● **What you are asked to do**
Can you pull out each line of the data below that includes the word "components"?

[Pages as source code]
■ ■ ■

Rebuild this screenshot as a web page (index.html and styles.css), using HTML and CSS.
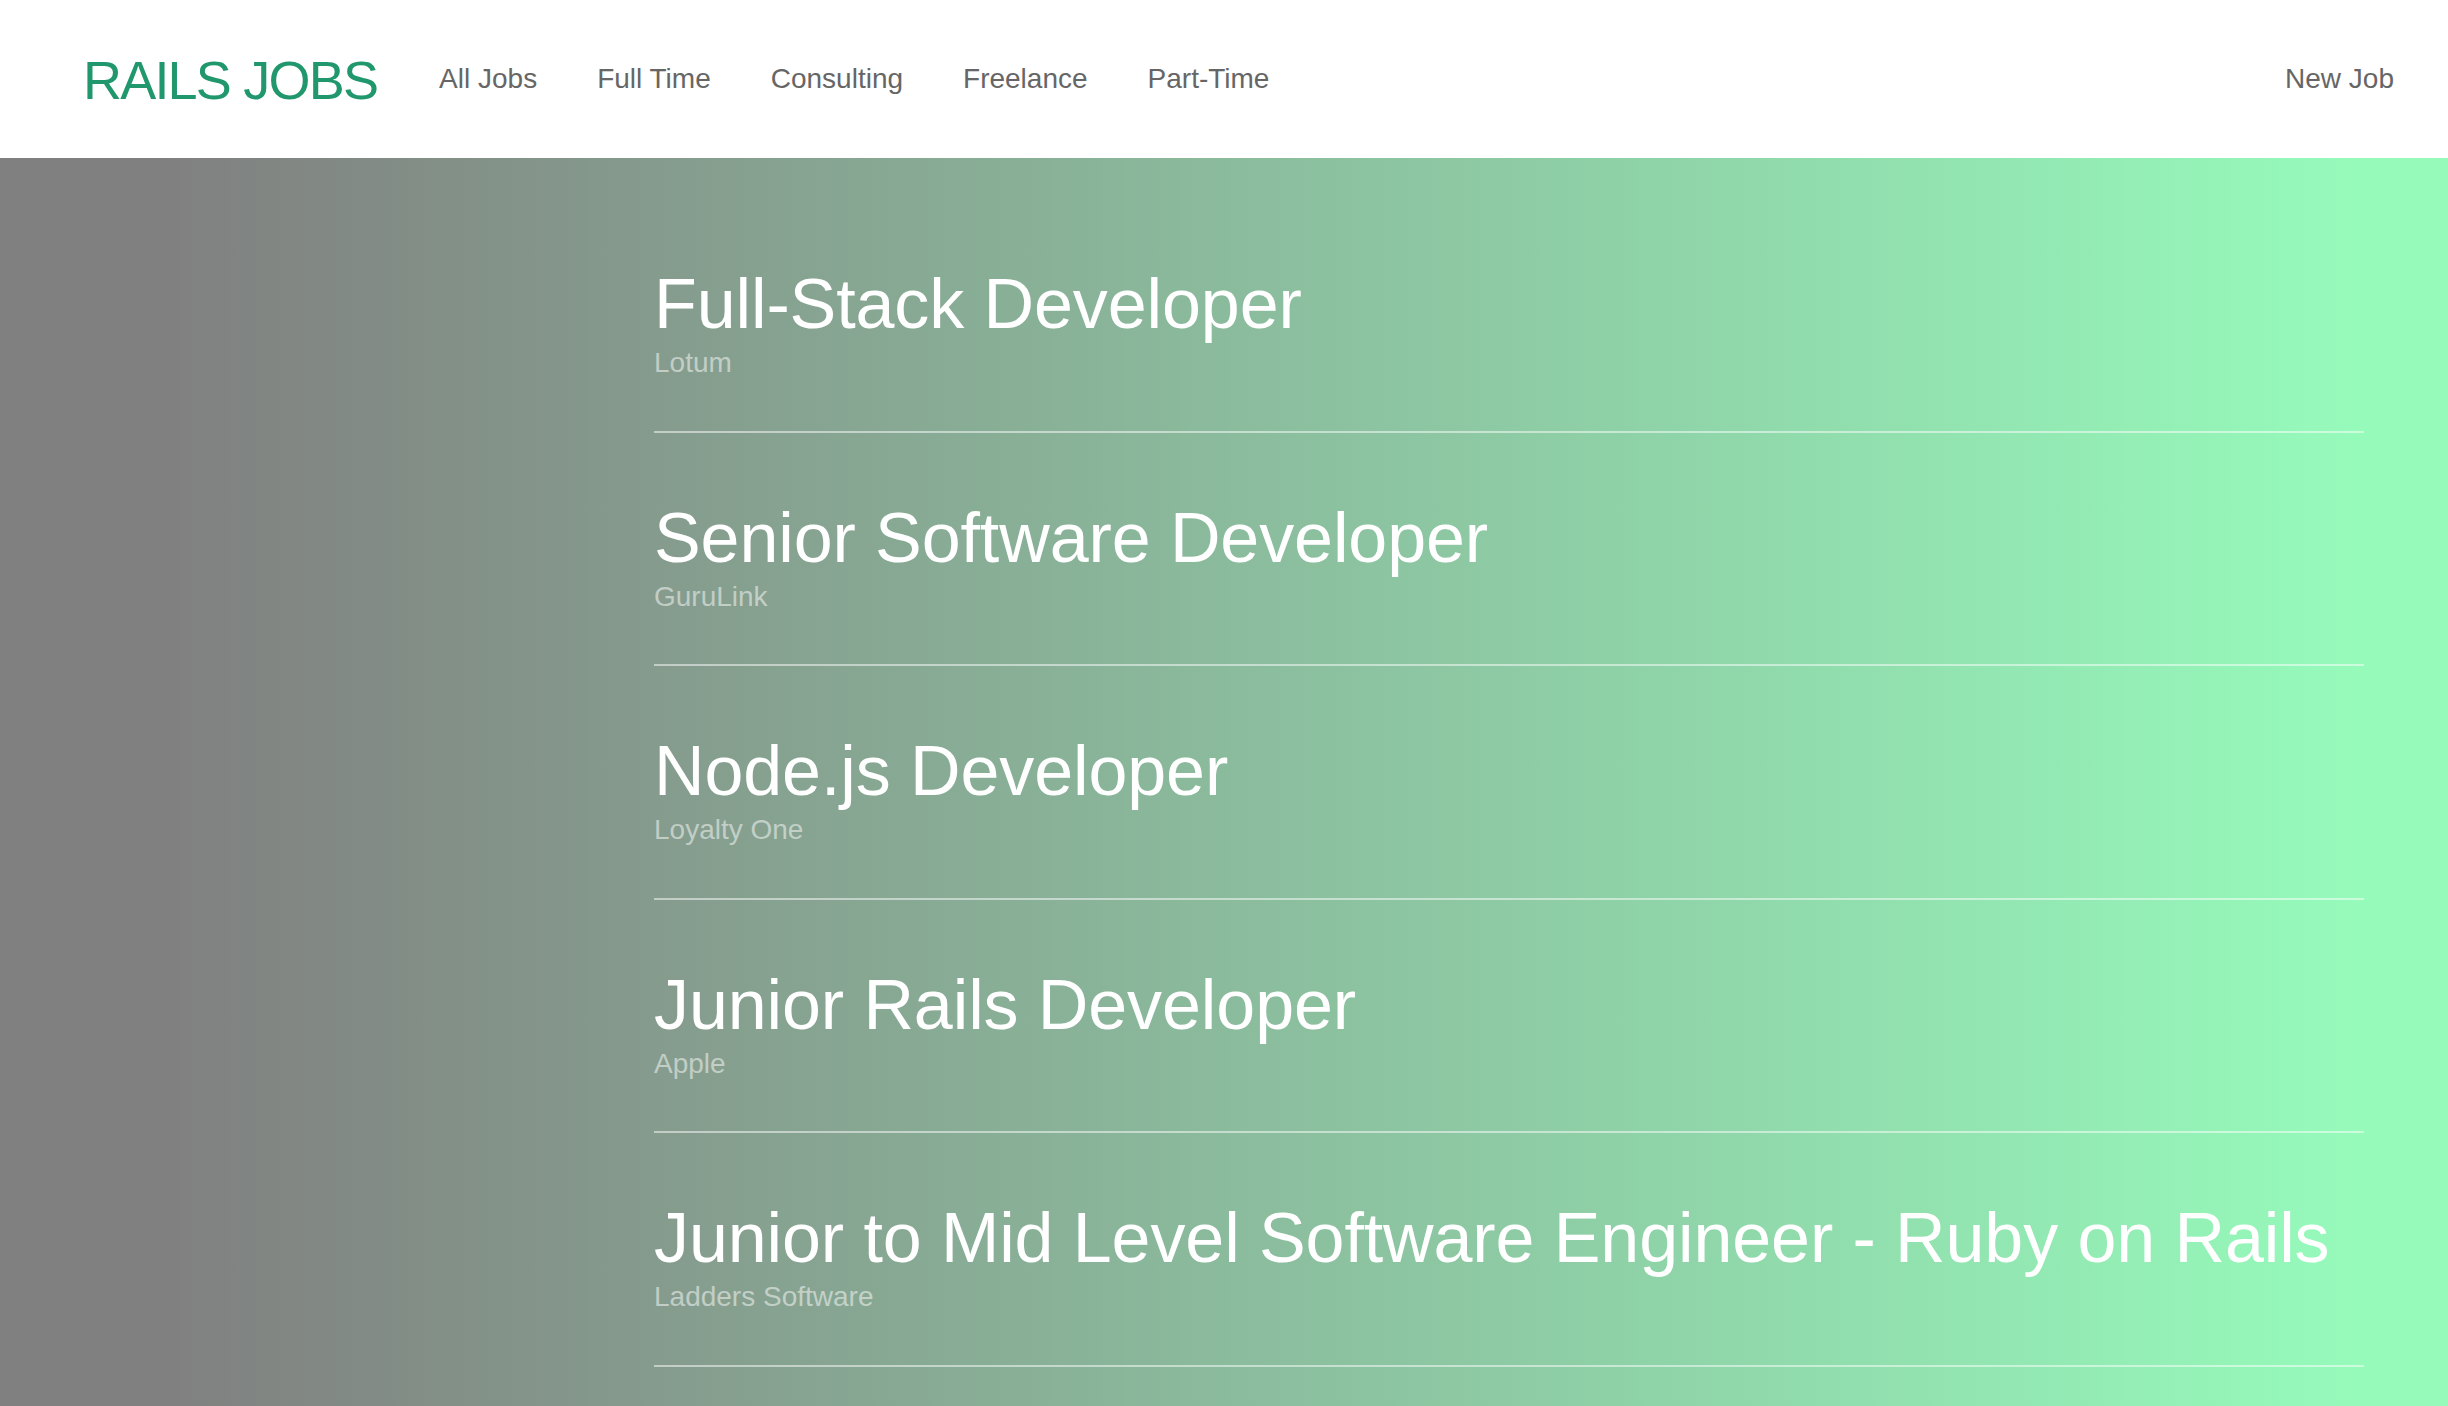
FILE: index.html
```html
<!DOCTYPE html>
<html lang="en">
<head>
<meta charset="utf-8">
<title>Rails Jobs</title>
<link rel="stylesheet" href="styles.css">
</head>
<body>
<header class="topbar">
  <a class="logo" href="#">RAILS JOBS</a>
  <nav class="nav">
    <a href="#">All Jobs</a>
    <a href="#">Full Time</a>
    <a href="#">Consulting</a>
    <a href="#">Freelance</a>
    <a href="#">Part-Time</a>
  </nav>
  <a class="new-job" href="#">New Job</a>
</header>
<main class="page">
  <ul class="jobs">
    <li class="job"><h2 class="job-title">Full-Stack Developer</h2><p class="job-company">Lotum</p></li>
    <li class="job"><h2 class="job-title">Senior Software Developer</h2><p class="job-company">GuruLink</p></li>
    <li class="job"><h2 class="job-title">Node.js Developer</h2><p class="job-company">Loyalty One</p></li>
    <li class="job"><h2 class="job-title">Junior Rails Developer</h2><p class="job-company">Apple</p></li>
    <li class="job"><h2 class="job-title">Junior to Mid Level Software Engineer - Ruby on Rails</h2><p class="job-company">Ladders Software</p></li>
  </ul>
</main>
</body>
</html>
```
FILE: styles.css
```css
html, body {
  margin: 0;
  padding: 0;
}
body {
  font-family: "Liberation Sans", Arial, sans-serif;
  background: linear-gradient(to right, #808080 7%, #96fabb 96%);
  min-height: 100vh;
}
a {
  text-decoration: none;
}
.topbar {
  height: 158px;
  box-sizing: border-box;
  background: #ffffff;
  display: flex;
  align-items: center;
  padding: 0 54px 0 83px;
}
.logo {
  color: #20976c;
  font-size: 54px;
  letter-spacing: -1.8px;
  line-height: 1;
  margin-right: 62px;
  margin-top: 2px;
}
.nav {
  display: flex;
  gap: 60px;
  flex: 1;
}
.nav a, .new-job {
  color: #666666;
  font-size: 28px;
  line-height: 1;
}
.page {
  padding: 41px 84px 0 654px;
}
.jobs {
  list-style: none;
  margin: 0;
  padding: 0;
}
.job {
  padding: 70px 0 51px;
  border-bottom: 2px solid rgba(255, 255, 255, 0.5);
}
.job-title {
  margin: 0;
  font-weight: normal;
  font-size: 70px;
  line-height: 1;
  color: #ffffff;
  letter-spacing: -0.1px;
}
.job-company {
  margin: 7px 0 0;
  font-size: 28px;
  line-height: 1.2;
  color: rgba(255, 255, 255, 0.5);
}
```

■ ■ ■

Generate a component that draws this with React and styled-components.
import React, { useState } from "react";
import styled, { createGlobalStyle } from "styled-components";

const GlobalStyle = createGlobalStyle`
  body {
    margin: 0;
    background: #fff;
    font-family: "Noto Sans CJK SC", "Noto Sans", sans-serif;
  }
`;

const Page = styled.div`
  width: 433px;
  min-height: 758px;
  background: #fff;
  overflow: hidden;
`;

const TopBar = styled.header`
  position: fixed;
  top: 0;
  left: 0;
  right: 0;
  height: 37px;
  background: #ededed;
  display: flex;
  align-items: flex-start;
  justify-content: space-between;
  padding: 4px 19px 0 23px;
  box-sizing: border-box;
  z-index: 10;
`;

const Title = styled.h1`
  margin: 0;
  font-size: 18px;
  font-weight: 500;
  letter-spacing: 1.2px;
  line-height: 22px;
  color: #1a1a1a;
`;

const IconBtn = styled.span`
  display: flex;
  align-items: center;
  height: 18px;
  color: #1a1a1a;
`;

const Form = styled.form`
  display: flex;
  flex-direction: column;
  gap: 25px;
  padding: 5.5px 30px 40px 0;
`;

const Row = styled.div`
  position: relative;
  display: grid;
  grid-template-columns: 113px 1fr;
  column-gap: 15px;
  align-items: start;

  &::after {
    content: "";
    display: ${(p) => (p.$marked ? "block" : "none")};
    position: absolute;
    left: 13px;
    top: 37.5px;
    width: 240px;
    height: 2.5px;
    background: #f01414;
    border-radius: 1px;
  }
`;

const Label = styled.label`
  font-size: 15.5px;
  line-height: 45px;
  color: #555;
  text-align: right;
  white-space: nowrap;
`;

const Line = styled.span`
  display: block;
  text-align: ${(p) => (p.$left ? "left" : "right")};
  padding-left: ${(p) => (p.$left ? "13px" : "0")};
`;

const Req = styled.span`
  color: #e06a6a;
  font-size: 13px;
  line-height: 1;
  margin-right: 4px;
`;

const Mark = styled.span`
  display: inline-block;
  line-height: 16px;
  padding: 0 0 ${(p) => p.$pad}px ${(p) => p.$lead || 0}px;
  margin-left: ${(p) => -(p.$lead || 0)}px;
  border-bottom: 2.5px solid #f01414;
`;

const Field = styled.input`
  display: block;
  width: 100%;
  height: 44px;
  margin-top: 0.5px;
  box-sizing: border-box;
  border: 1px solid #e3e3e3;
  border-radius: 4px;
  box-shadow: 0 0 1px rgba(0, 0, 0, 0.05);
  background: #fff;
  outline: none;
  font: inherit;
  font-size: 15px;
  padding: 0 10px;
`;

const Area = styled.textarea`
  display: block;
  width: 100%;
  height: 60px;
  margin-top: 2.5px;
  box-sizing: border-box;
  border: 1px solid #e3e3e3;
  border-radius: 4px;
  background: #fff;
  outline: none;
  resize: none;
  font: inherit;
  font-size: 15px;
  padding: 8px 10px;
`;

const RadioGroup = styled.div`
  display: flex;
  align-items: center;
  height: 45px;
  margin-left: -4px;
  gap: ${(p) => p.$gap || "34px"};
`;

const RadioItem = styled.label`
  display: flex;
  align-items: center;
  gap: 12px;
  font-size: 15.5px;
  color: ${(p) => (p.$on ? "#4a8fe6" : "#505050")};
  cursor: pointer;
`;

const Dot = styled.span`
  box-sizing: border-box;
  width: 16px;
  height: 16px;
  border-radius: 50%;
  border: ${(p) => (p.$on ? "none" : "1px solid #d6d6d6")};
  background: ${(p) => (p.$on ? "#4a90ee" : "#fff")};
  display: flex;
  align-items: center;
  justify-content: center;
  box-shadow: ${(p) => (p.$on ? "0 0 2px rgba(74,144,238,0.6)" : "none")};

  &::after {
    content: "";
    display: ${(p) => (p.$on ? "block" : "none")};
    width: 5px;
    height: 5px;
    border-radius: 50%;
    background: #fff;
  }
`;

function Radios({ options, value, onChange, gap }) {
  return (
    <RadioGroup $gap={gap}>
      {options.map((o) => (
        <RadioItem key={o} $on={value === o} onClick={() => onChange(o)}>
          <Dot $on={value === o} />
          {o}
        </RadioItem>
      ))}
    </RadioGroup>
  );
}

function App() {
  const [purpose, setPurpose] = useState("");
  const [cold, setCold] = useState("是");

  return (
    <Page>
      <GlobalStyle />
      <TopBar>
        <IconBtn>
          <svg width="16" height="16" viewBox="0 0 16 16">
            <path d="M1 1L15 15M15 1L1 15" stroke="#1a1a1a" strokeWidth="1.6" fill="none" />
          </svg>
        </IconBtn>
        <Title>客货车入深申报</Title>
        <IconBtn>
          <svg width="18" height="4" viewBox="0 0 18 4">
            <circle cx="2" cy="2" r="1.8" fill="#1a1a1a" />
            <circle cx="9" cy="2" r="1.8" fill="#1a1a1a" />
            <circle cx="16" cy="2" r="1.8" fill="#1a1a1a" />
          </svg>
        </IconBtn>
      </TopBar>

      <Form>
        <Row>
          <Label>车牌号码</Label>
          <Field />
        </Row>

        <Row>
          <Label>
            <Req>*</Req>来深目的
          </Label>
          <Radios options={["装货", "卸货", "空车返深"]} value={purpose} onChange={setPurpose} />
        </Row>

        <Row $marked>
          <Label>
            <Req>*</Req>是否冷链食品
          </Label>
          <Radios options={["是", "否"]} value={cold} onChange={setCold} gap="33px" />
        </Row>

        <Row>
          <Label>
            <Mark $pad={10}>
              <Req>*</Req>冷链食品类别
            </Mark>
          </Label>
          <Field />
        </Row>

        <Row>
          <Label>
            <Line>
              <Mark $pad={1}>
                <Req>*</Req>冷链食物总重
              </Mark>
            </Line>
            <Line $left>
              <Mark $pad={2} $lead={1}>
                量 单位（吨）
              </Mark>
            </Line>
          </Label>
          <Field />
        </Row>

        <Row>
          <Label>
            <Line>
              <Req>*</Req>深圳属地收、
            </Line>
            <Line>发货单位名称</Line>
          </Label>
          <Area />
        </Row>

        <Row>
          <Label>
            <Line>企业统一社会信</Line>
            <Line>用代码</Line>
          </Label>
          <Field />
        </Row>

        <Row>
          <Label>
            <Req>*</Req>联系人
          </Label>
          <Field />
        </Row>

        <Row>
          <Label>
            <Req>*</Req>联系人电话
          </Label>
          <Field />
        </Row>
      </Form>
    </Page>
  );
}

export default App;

■ ■ ■

● **Completed task**
Generate a component that draws this with React and styled-components.
import styled, { createGlobalStyle } from "styled-components";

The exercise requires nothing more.